The argument could continue in perpetuity, but the decentralization aspect of the Cultural Revolution strongly portrays Mao as driven by the political, rather than the ideological. (Lee 141-143). After all, as shown, Mao had spent the years from 1949 to 1957 centralizing Communist power. The only difference in 1966 was that this Communist power was no longer led by him. The initial and rational premise, to unify China under Communist leadership, was hence perverted into an irrational premise, to divide China under Mao’s leadership. Deng Xiaoping famously summed up Mao’s legacy as “70% good, 30% bad.” 1949 to 1956 were the good years, where Mao united and centralized China rationally underneath Communism and faced down American imperialism in the Korean War. This unity was taken a step too far in the bad years of 1957 to 1961, but the end goal was still rational, even if the means were not. And finally, Mao’s revival in the Cultural Revolution from 1966 were the really bad years, where Mao divided and decentralized China for political gains—here, Mao’s slow transition from the ideological to the political, from the rational to the irrational, from a unified Communist China to a divided Red Guard China was complete.
 

Works Cited

Chen, Theodore H.E. Thought Reform of the Chinese Intellectuals. Cambridge: Oxford University Press, 1960. Print.
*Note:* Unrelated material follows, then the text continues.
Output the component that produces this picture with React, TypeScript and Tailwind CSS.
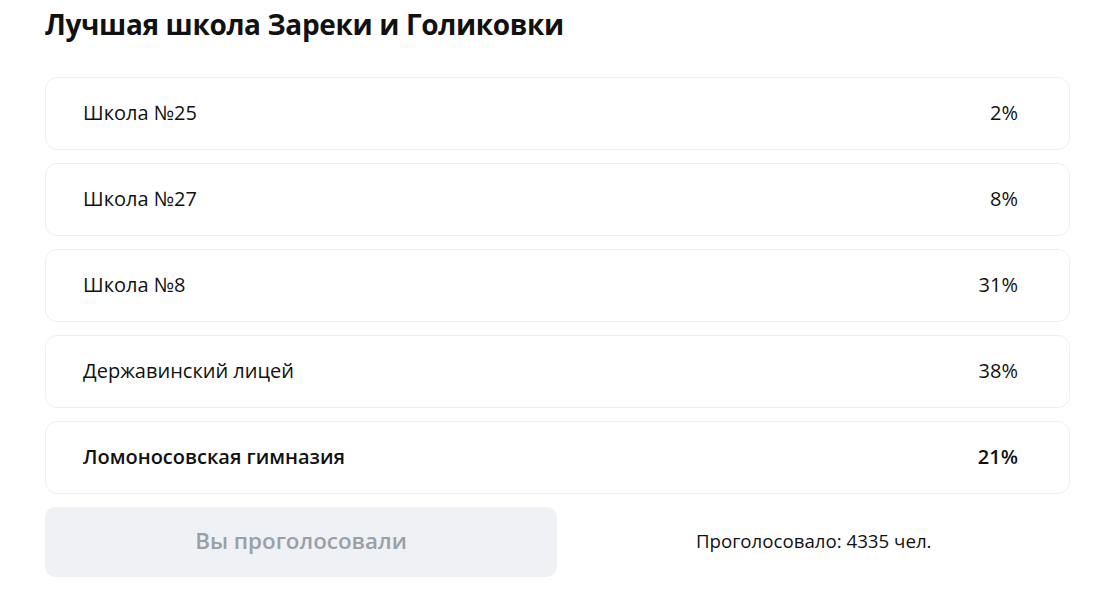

Cohen, Arthur. The Communism of Mao Tse-tung. Chicago: University of Chicago Press, 1964. Print.
FitzGerald, C.P. Mao Tsetung and China. New York: Holmes & Meier Publishers, 1976. Print.
Lee Choh-Ming. “China’s Industrial Development, 1958-63.” China Under Mao.Ed. Roderick MacFarquhar. Cambridge: The MIT Press, 1966. 175-210. Print.
Lee Feigon. Mao: A Reinterpretation. Chicago: Ivan R. Dee, 2002. Print.
Mao Zedong. Selected Works of Mao Tsetung, Volume V. Peking: Foreign Language Press, 1977. PDF file.
Schwartz, Benjamin. “Modernization and the Maoist Vision.” China Under Mao.Ed. Roderick MacFarquhar. Cambridge: The MIT Press, 1966. 3-19. Print.
Schurmann, H.F. “Organizational Principles of the Chinese Communists.” China Under Mao.Ed. Roderick MacFarquhar. Cambridge: The MIT Press, 1966. 87-98. Print.